START

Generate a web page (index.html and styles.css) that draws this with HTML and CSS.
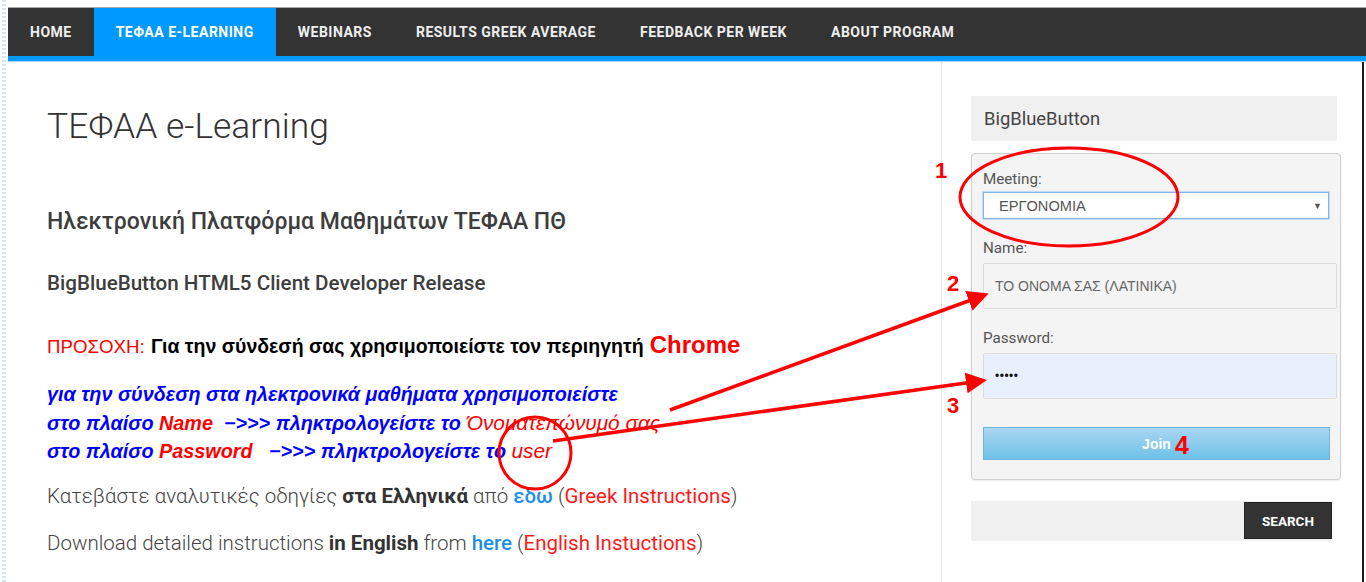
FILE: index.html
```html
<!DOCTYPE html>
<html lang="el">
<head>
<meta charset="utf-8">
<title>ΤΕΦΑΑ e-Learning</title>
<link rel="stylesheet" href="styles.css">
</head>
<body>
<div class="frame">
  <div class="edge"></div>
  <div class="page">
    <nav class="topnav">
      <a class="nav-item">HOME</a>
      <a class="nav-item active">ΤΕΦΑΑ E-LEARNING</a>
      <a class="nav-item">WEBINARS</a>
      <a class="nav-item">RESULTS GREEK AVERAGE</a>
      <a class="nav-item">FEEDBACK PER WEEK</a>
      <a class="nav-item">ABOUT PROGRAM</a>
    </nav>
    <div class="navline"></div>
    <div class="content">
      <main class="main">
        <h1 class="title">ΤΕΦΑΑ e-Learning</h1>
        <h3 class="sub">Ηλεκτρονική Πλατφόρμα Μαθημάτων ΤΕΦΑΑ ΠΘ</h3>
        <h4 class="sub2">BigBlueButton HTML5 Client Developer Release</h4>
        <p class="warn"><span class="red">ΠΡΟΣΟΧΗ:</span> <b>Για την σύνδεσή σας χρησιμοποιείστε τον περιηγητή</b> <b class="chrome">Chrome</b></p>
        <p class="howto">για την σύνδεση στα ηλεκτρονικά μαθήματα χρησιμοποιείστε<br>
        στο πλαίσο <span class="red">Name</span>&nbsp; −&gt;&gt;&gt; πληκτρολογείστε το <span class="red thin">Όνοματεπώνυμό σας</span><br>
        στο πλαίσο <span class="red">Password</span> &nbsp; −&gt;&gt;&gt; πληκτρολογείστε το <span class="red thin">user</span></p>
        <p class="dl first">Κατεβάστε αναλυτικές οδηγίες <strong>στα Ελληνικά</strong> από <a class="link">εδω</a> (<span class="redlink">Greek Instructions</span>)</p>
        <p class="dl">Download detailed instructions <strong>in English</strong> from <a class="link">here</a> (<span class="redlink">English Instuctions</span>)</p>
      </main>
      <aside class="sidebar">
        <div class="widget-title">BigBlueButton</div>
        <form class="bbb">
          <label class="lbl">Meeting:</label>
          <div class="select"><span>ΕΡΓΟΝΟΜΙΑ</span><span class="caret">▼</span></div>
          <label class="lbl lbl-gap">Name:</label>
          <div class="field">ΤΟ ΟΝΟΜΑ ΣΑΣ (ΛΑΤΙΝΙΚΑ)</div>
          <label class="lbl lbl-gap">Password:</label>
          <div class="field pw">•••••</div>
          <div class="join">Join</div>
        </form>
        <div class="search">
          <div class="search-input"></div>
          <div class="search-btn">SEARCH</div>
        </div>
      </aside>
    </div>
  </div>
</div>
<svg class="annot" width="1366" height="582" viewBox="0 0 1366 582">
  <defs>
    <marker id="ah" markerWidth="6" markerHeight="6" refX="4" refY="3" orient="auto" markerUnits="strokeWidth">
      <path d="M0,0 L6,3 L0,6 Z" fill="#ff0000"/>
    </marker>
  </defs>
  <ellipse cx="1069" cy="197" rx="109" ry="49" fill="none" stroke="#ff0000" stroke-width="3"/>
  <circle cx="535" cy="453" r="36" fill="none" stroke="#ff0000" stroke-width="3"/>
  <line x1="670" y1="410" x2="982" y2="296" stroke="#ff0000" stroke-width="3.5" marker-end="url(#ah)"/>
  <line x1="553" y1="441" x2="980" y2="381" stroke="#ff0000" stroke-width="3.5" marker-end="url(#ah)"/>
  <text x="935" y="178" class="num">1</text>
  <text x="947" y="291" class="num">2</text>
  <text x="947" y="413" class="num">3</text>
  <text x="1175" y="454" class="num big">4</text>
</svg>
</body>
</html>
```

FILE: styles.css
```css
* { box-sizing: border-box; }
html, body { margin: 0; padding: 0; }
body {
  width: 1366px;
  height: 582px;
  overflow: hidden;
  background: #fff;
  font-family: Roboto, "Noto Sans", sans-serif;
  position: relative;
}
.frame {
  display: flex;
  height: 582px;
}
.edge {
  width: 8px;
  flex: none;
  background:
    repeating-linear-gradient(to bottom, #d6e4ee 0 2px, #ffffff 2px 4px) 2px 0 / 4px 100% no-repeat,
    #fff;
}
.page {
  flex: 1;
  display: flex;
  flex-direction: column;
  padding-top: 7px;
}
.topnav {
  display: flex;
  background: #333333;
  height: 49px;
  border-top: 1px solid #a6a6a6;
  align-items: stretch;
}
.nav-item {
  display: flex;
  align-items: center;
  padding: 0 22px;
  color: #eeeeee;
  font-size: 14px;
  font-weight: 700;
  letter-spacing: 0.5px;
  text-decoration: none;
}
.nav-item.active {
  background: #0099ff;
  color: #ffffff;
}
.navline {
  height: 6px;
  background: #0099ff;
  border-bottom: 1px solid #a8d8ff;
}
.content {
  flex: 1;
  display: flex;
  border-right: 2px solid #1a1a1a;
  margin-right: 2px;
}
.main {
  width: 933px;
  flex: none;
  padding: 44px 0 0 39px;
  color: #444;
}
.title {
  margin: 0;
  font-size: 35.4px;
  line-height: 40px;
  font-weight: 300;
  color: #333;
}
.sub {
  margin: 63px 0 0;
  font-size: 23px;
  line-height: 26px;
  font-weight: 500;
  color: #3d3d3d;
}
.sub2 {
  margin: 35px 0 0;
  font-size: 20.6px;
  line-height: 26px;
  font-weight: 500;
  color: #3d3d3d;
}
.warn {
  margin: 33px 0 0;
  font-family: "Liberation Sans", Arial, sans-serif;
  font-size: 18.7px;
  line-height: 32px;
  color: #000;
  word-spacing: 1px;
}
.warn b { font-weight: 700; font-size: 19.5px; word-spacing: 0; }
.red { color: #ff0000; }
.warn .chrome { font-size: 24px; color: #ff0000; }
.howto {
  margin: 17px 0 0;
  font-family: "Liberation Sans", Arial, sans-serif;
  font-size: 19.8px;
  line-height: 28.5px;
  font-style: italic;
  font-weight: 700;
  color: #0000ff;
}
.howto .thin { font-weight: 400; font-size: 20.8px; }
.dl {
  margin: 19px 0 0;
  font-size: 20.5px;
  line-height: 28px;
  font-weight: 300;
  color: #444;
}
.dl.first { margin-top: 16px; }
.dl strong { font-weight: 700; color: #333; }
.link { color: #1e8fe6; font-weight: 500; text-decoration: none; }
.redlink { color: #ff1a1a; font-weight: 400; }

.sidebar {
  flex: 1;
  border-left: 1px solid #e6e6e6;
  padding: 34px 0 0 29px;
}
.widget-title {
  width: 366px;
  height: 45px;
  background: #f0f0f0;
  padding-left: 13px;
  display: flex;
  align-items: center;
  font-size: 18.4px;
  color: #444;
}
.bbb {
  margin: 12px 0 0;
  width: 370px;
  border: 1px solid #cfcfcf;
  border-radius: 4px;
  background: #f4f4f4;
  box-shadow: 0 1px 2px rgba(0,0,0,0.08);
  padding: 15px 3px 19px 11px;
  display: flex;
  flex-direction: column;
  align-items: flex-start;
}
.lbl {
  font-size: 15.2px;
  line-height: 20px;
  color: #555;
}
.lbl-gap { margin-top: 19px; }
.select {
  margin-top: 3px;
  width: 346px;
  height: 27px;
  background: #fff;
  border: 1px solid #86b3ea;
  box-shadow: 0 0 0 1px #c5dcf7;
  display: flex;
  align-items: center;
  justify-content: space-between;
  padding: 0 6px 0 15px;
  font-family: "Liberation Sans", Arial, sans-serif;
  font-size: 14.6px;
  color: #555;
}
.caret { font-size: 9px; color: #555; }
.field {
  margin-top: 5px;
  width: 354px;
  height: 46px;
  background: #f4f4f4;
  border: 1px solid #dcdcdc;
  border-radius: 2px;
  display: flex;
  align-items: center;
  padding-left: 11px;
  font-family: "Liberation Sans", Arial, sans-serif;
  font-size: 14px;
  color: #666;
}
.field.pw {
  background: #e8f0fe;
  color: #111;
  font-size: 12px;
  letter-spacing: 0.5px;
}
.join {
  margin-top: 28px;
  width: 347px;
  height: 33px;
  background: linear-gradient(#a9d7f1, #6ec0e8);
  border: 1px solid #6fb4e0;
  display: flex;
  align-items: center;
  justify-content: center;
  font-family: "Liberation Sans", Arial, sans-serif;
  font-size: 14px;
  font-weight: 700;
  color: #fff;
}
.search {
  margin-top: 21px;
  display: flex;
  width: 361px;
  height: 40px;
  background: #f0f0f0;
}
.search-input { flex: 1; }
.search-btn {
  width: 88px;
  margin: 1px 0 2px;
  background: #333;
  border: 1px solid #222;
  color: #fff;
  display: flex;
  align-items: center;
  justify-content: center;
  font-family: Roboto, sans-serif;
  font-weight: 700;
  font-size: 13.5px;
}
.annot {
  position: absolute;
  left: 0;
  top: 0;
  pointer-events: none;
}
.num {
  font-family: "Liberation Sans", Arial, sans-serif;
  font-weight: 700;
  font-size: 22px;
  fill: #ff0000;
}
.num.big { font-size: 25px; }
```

END

For the listing above, identify each line bearing "page".

→ Solution to this problem:
Generate a web page (index.html and styles.css) that draws this with HTML and CSS.
  <div class="page">
.page {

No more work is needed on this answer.